La experiencia indica que vivimos en un contexto universitario como el nuestro, en donde la mayoría de los estudiantes son más trabajadores que hacen el esfuerzo por superarse. Un contexto en el que se arrastran carencias académicas por el sistema educativo obsoleto y anacrónico. En este contexto, el libro se vuelve herramienta indispensable. El debate se desplaza ahora hacia el modelo de libro que puede funcionar para una verdadera educación crítica. La mayoría de los libros desarrolla los contenidos, pero no ofrecen elementos didácticos pertinentes. Tampoco permite el debate, la confrontación, la auto evaluación y la coevaluación. Por lo tanto, es inaplazable el desarrollo de una política universitaria y facultativa para el desarrollo de libros de texto mediados pedagógicamente y con pertinencia didáctica.

4.3. Renovarse o morir

El semestre fue salvado, ¡Ufff, qué alivio! Pero el reto continúa. La mayoría de nosotros tuvo que improvisar y proceder por medio de ensayo y error. Afortunadamente, los estudiantes comprendieron la situación y, en muchos casos, nos soportaron a pesar de todo. Pero toda experiencia que será repetida debe ser sistematizada. Es un principio elemental de la técnica y de la ciencia. Durante el semestre, nos aferramos a Classroom como tabla de salvación. Y es una buena opción si se sistematizan los procesos. Vimos como muchos estudiantes se inscribían dos o tres veces y con ello podían hacer diversas trampas pedagógicas. Durante los exámenes, los estudiantes se organizaban en grupos intercomunicados para resolver en conjunto los requerimientos del test… bueno, eso, sin contar con docentes que, por negligencia o desconocimiento, no subían a tiempo el examen o lo subían mal, etc.

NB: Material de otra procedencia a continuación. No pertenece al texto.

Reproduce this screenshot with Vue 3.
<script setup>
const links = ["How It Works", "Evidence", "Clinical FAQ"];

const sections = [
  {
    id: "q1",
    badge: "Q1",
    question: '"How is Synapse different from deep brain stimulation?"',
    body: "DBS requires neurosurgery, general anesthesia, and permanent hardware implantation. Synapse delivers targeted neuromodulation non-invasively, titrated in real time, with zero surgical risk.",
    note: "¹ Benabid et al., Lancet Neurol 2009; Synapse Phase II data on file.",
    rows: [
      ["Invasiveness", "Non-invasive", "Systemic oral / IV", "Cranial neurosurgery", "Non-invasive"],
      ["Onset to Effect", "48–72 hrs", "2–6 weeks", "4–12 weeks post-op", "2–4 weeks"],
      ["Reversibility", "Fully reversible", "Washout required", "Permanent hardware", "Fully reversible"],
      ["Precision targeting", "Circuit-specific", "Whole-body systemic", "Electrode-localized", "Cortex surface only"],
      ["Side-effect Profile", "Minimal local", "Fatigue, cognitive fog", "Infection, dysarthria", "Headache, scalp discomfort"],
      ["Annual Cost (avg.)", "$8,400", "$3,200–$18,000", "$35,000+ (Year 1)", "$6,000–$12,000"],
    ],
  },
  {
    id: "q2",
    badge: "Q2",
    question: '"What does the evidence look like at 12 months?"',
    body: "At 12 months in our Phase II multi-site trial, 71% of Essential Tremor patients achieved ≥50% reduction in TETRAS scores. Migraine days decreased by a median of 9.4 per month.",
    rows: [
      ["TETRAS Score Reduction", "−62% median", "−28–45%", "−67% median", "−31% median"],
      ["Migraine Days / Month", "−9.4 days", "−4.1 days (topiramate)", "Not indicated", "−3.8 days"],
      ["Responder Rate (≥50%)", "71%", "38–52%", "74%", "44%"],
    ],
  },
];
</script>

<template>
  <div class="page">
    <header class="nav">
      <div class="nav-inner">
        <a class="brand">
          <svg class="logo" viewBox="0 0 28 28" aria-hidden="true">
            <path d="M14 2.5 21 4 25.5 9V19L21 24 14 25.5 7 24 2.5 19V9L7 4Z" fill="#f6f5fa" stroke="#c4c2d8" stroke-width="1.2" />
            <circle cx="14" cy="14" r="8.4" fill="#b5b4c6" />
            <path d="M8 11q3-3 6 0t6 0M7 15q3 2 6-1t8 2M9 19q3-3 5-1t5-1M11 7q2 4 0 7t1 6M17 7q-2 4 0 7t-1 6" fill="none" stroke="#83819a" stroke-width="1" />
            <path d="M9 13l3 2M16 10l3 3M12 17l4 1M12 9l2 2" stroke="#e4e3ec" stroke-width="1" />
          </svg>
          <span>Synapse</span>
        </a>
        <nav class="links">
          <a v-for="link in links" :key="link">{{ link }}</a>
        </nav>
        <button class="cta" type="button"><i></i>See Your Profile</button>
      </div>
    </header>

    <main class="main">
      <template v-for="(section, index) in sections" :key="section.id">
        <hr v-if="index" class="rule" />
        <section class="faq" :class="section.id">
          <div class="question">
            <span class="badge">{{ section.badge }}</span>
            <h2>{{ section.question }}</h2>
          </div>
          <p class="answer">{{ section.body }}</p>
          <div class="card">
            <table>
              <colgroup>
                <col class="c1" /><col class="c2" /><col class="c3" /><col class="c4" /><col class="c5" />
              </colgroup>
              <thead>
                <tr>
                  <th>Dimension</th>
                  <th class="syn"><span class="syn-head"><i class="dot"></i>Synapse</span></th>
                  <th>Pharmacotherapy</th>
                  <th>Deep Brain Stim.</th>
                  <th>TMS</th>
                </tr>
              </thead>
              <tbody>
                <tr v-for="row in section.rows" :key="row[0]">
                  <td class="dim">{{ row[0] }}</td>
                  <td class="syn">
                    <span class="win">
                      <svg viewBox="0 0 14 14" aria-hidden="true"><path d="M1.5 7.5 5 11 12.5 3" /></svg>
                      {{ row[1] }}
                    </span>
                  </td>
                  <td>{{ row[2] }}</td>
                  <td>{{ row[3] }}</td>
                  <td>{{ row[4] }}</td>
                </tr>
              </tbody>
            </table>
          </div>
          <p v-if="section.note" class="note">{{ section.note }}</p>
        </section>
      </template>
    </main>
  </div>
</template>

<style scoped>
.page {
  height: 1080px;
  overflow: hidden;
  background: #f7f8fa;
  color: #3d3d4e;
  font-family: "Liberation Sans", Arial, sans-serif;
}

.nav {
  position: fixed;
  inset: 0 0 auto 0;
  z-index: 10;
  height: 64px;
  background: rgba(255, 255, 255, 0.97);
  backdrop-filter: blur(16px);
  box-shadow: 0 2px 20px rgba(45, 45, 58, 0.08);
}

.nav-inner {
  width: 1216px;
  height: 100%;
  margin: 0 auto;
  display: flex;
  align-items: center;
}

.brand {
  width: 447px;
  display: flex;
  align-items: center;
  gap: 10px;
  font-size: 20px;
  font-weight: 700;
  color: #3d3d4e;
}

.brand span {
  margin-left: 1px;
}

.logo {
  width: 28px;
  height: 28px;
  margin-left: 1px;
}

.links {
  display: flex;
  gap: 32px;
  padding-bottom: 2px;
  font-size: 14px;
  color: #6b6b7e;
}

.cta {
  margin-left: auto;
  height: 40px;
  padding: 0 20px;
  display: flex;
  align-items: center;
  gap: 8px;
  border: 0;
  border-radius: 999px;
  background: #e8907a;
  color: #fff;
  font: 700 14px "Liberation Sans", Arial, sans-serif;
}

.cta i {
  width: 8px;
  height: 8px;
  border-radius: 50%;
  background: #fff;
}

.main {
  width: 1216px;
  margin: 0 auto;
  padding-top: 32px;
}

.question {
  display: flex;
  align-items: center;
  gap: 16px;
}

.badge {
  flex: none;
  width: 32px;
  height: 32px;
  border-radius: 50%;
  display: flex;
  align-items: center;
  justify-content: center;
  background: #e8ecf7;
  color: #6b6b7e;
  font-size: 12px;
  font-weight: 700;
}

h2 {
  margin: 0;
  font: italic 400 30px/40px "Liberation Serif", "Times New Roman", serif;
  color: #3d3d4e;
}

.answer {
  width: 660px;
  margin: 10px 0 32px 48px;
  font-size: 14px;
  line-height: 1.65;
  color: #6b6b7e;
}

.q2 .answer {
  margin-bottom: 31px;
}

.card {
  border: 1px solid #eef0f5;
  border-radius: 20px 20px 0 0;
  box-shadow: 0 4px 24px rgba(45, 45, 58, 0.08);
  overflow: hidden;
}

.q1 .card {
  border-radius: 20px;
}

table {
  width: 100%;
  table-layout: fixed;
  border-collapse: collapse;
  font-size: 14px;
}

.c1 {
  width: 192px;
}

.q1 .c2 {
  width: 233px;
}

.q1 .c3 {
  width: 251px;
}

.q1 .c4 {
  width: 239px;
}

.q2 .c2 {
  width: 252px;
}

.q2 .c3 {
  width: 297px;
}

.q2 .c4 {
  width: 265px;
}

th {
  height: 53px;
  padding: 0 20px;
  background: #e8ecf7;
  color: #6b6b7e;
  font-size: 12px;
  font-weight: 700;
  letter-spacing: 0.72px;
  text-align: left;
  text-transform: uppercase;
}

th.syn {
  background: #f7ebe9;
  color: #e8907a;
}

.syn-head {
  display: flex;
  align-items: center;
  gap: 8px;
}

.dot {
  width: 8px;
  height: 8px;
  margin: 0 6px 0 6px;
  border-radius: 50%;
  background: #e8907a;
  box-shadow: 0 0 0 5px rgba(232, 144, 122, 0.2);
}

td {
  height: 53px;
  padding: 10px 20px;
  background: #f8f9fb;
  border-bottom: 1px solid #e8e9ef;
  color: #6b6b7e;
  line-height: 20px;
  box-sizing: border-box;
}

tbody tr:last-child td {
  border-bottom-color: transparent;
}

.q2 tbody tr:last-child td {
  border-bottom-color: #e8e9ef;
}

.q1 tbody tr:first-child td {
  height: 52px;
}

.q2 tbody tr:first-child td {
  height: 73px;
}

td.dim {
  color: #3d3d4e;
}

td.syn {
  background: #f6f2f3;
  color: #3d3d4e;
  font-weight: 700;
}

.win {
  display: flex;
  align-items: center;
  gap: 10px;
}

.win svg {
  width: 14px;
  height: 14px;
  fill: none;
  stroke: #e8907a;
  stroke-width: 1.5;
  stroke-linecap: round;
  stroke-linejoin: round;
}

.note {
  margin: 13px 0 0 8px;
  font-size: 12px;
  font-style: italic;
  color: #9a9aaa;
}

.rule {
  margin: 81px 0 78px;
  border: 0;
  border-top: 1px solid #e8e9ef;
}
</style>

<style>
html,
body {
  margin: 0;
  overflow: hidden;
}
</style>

En cuanto a las clases, muchos docentes creyeron que con instruir al alumnado era suficiente. En escuetos correos enviaban los números de páginas que debían leer. Con eso creían salvado su compromiso. Otros, por medio de Facebook grababan videos en vivo y podían interactuar en tiempo real con sus alumnos. Unos más grababan videos y los enviaban. Algunos, combinaban videos con sesiones en Zoom, Meet u otra plataforma parecida. Cada cual, desde su perspectiva, tuvo aciertos y carencias. Más allá de ello, la experiencia debe ser sistematizada, socializada, consensuada. Las autoridades facultativas deben desarrollar una política inclusiva que recoja las experiencias, las evalúe y potencie las más exitosas. Debe, además, crear una dependencia de educación en línea, dotada de presupuesto, personal y quipo tecnológico para garantizar experiencias homogéneas y evitar actitudes egoístas o ególatras de los docentes en prejuicio del alumnado. Algunos docentes, por egolatría, creen su SU método es el mejor y no se toman la molestia de analizar otros ni de verificar plenamente la efectividad de estos. Otros, por egoísmo o acomodamiento, eligen la opción más fácil y no les importa si es buena o no para sus alumnos.



[1] Doctor en investigación didáctica (Universidad de Almería, España). Miembro de la Academia Guatemalteca de la Lengua. Profesor de la Universidad de San Carlos de Guatemala desde 1992.